|Nutritional Guidelines (per serving)|
|Amount per serving|
|% Daily Value*|
|Total Fat 30g||39%|
|Saturated Fat 26g||129%|
|Total Carbohydrate 68g||25%|
|Dietary Fiber 10g||37%|
|*The % Daily Value (DV) tells you how much a nutrient in a food serving contributes to a daily diet. 2,000 calories a day is used for general nutrition advice.|
Aside from being the most famous of all Thai soups, Tom Yum offers many health benefits due to its potent combination of herbs and spices. With its collection of ingredients like lemongrass, garlic, lime leaves, and coriander, this Thai favorite is said to have both immune-boosting and anti-inflammatory properties. Making it a wonderful go-to option when fighting off a cold or stomach ailments.
This version of the soup includes coconut milk (which officially makes it "Tom Khaa"), adding both richness and flavor while still keeping the soup super healthy.

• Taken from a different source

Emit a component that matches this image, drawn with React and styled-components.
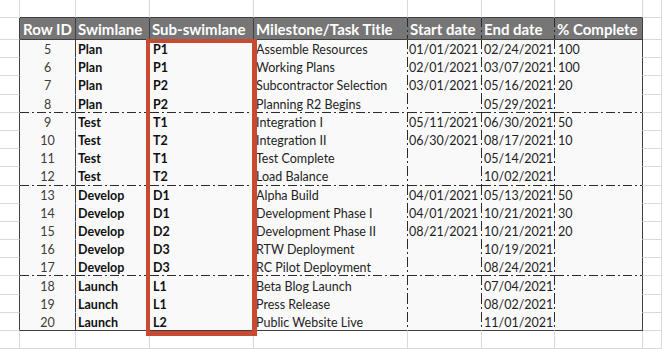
import React from 'react';
import styled, { createGlobalStyle, css } from 'styled-components';

const GRID = '#d9d9d9';
const DARK = '#3f3f3f';
const DASH = '#2b2b2b';
const BODY_BG = '#f9f9f9';
const HEAD_BG = '#767676';
const RED = '#c94a33';

const Global = createGlobalStyle`
  html, body { margin: 0; padding: 0; background: #ffffff; }
  body { font-family: Lato, "Liberation Sans", sans-serif; }
`;

const hDash = `linear-gradient(to right, ${DASH} 0 9px, transparent 9px 12px, ${DASH} 12px 14px, transparent 14px 17px) left bottom / 17px 1px repeat-x border-box`;
const vDash = `linear-gradient(to bottom, ${DASH} 0 9px, transparent 9px 12px, ${DASH} 12px 14px, transparent 14px 17px) right top / 1px 17px repeat-y border-box`;

const lineColor = (k) => (k === 'dark' ? DARK : k === 'grid' ? GRID : 'transparent');

const lines = (bg) => (p) => {
  const layers = [];
  if (p.$bottom === 'dash') layers.push(hDash);
  if (p.$right === 'dash') layers.push(vDash);
  layers.push(bg);
  return css`
    background: ${layers.join(', ')};
    border-right: 1px solid ${lineColor(p.$right)};
    border-bottom: 1px solid ${lineColor(p.$bottom)};
  `;
};

const Sheet = styled.div`
  position: relative;
  display: grid;
  grid-template-columns: 20px 56px 74px 104px 154px 74px 73px 88px 1fr;
  grid-template-rows: 18px 22px repeat(16, 18.1875px) 1fr;
  width: 662px;
  height: 349px;
  overflow: hidden;
  background: #ffffff;
`;

const SheetCell = styled.div`
  box-sizing: border-box;
  min-width: 0;
  ${lines('#ffffff')}
`;

const HeadCell = styled.div`
  box-sizing: border-box;
  min-width: 0;
  display: flex;
  align-items: center;
  justify-content: ${(p) => (p.$center ? 'center' : 'flex-start')};
  padding: 1px 0 0 ${(p) => (p.$center ? '0' : '2px')};
  overflow: hidden;
  white-space: nowrap;
  color: #ffffff;
  font-size: 15px;
  font-weight: 700;
  ${lines(HEAD_BG)}
`;

const DataCell = styled.div`
  box-sizing: border-box;
  min-width: 0;
  display: flex;
  align-items: center;
  justify-content: ${(p) => (p.$center ? 'center' : 'flex-start')};
  padding: 2px 0 0 ${(p) => (p.$center ? '0' : `${p.$indent ?? 2}px`)};
  overflow: hidden;
  white-space: nowrap;
  font-size: 12.5px;
  font-weight: ${(p) => (p.$bold ? 700 : 400)};
  color: ${(p) => (p.$muted ? '#3e3a3a' : p.$bold ? '#101010' : '#1e1e1e')};
  ${lines(BODY_BG)}
`;

const Highlight = styled.div`
  position: absolute;
  left: 146px;
  top: 39px;
  width: 111px;
  height: 297px;
  box-sizing: border-box;
  border: 4px solid ${RED};
  border-right-width: 5px;
  border-bottom-width: 5px;
  pointer-events: none;
`;

const columns = [
  { key: 'id', title: 'Row ID', center: true, sep: 'dark' },
  { key: 'lane', title: 'Swimlane', bold: true, sep: 'dark', indent: 2 },
  { key: 'sub', title: 'Sub-swimlane', bold: true, sep: 'dark', indent: 3 },
  { key: 'title', title: 'Milestone/Task Title', sep: 'dash', indent: 2 },
  { key: 'start', title: 'Start date', sep: 'dash', indent: 1 },
  { key: 'end', title: 'End date', sep: 'dash', indent: 2 },
  { key: 'pct', title: '% Complete', sep: 'dark', indent: 3 },
];

const rows = [
  [5, 'Plan', 'P1', 'Assemble Resources', '01/01/2021', '02/24/2021', '100'],
  [6, 'Plan', 'P1', 'Working Plans', '02/01/2021', '03/07/2021', '100'],
  [7, 'Plan', 'P2', 'Subcontractor Selection', '03/01/2021', '05/16/2021', '20'],
  [8, 'Plan', 'P2', 'Planning R2 Begins', '', '05/29/2021', ''],
  [9, 'Test', 'T1', 'Integration I', '05/11/2021', '06/30/2021', '50'],
  [10, 'Test', 'T2', 'Integration II', '06/30/2021', '08/17/2021', '10'],
  [11, 'Test', 'T1', 'Test Complete', '', '05/14/2021', ''],
  [12, 'Test', 'T2', 'Load Balance', '', '10/02/2021', ''],
  [13, 'Develop', 'D1', 'Alpha Build', '04/01/2021', '05/13/2021', '50'],
  [14, 'Develop', 'D1', 'Development Phase I', '04/01/2021', '10/21/2021', '30'],
  [15, 'Develop', 'D2', 'Development Phase II', '08/21/2021', '10/21/2021', '20'],
  [16, 'Develop', 'D3', 'RTW Deployment', '', '10/19/2021', ''],
  [17, 'Develop', 'D3', 'RC Pilot Deployment', '', '08/24/2021', ''],
  [18, 'Launch', 'L1', 'Beta Blog Launch', '', '07/04/2021', ''],
  [19, 'Launch', 'L1', 'Press Release', '', '08/02/2021', ''],
  [20, 'Launch', 'L2', 'Public Website Live', '', '11/01/2021', ''],
];

const groupEnds = new Set([8, 12, 17]);

export default function App() {
  return (
    <>
      <Global />
      <Sheet>
        {/* spreadsheet row above the table */}
        <SheetCell $right="grid" $bottom="grid" />
        {columns.map((c) => (
          <SheetCell key={`top-${c.key}`} $right="grid" $bottom="dark" />
        ))}
        <SheetCell $right="grid" $bottom="grid" />

        {/* header row */}
        <SheetCell $right="dark" $bottom="grid" />
        {columns.map((c) => (
          <HeadCell key={`h-${c.key}`} $center={c.center} $right={c.sep} $bottom="dark">
            {c.title}
          </HeadCell>
        ))}
        <SheetCell $right="grid" $bottom="grid" />

        {/* data rows */}
        {rows.map((r, i) => {
          const id = r[0];
          const bottom = i === rows.length - 1 ? 'dark' : groupEnds.has(id) ? 'dash' : 'none';
          return (
            <React.Fragment key={id}>
              <SheetCell $right="dark" $bottom="grid" />
              {columns.map((c, ci) => (
                <DataCell
                  key={c.key}
                  $center={c.center}
                  $bold={c.bold}
                  $muted={ci === 0}
                  $indent={c.indent}
                  $right={c.sep}
                  $bottom={bottom}
                >
                  {r[ci]}
                </DataCell>
              ))}
              <SheetCell $right="grid" $bottom="grid" />
            </React.Fragment>
          );
        })}

        {/* spreadsheet row below the table */}
        <SheetCell $right="grid" $bottom="grid" />
        {columns.map((c) => (
          <SheetCell key={`bot-${c.key}`} $right="grid" $bottom="grid" />
        ))}
        <SheetCell $right="grid" $bottom="grid" />

        <Highlight />
      </Sheet>
    </>
  );
}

- 3 to 4 cups chicken stock
- 1 stalk lemongrass (lower 1/3 finely minced and upper part kept whole)
- 3 cloves garlic (minced)
- 1/2 teaspoon dried crushed chili or to taste
- 3 makrut lime leaves (available fresh or frozen at Asian food stores)
- 1/2 to 3/4 cup fresh shiitake mushrooms (sliced thinly)

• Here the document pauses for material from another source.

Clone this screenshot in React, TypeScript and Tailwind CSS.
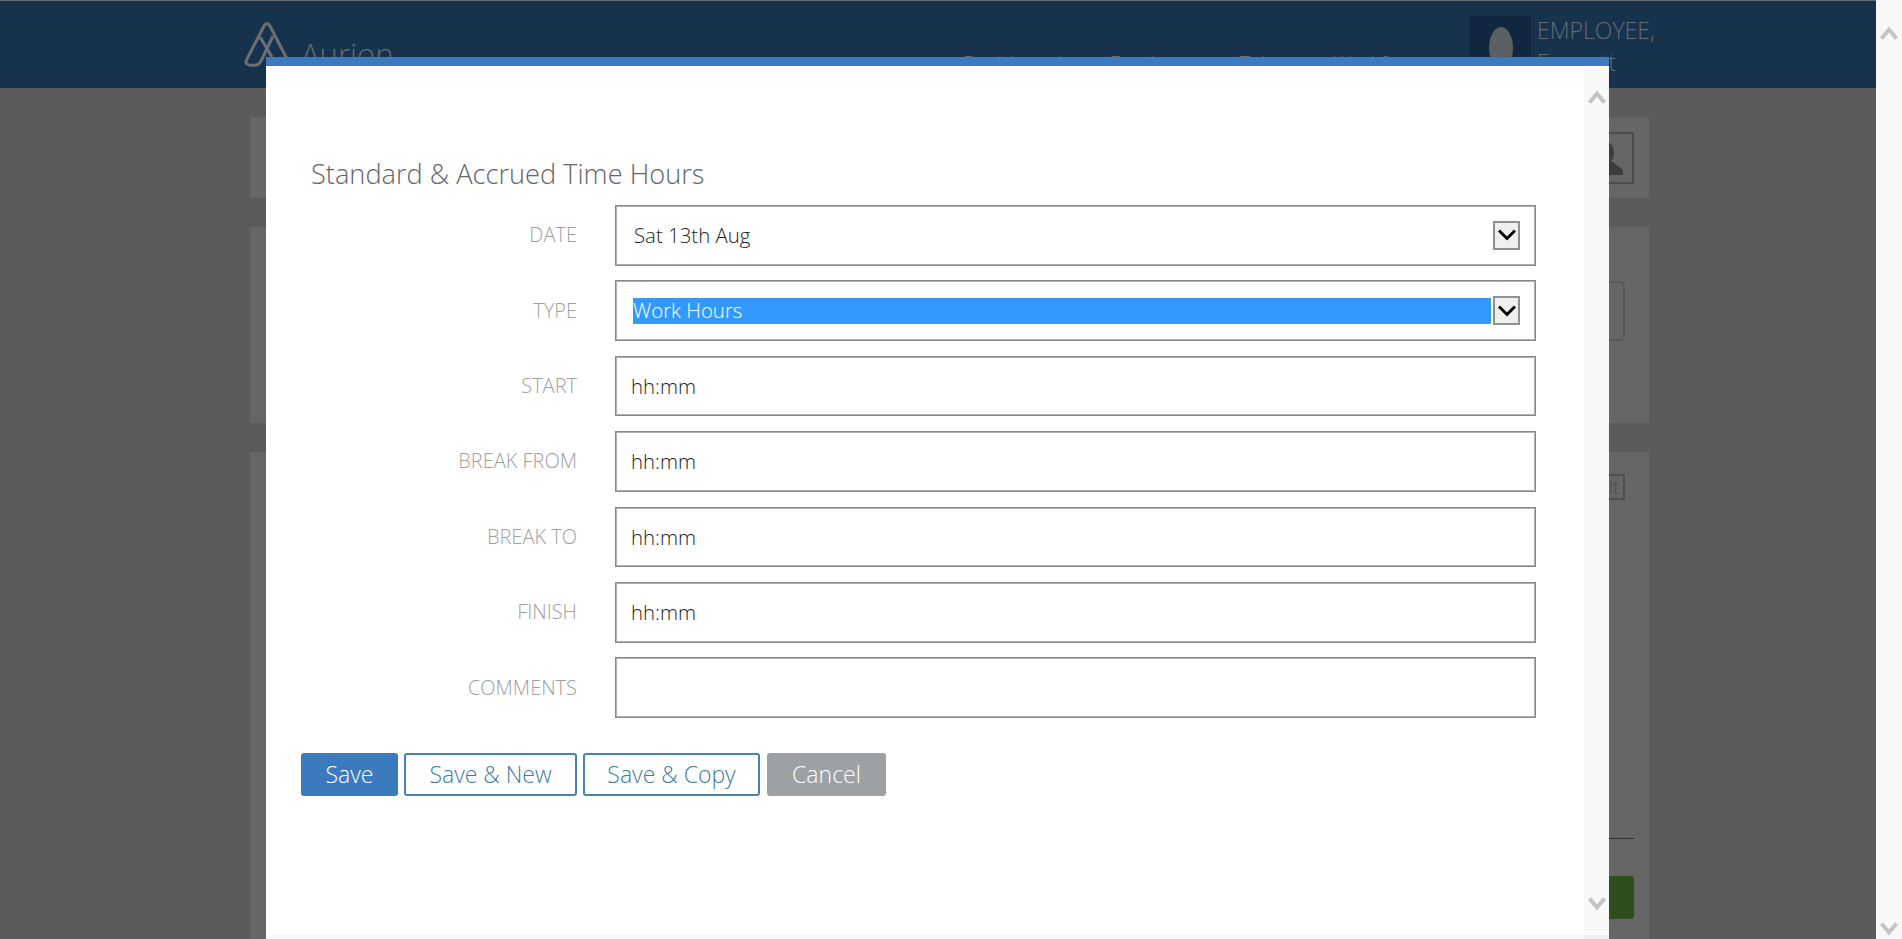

- 12 to 14 medium or large raw shrimp (shelled)
- 1 green and/or red bell pepper (sliced)
- Optional: a handful of cherry tomatoes
- 1/2 can coconut milk or to taste
- 2 tablespoons fish sauce
- Optional: 1 teaspoon brown sugar or a squeeze of lime juice
- Garnish: 1/3 cup fresh coriander (roughly chopped)
Gather the ingredients.
Pour chicken stock into a deep cooking pot and turn heat to medium-high. Add prepared lemongrass to the pot, including upper parts of the stalk you didn't mince. Boil 5 to 6 minutes, or until fragrant.
Reduce heat slightly to achieve a nice simmer. Add garlic, chili, lime leaves, and mushrooms to broth. Continue simmering for another 5 minutes.

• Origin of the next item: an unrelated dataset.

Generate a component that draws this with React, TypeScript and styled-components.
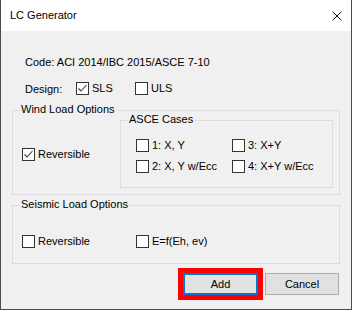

Add shrimp, bell pepper, and cherry tomatoes (if using). Simmer 5 to 6 minutes, or until shrimp are pink and plump.
Turn down the heat to low and add coconut milk and fish sauce. Taste-test the soup for spice and salt, adding more chili and/or fish sauce (instead of salt) as desired. If too sour for your taste, add 1 teaspoon brown sugar; if too salty, add a squeeze of lime juice. Add more coconut milk if you want your soup richer or creamier, or if it's too spicy for your taste.
Serve in bowls with fresh coriander sprinkled over.
- Spoon the soup over steamed white rice, which is how the dish is traditionally eaten in Thailand.
- Use a gentle hand when stirring coconut milk to avoid clumping or curdling. Avoid bringing the coconut milk to a full boil.
- If you can't find makrut lime leaves, use fresh lime juice instead. It will alter the taste slightly.
- Vegetarian version: Use vegan fish sauce, eliminate the shrimp, and substitute vegetable stock for the chicken stock.
- Chicken variation: Add bite-sized pieces of chicken breast instead of the shrimp.
- Version without coconut milk: Coconut milk is optional in this tom yum kung recipe.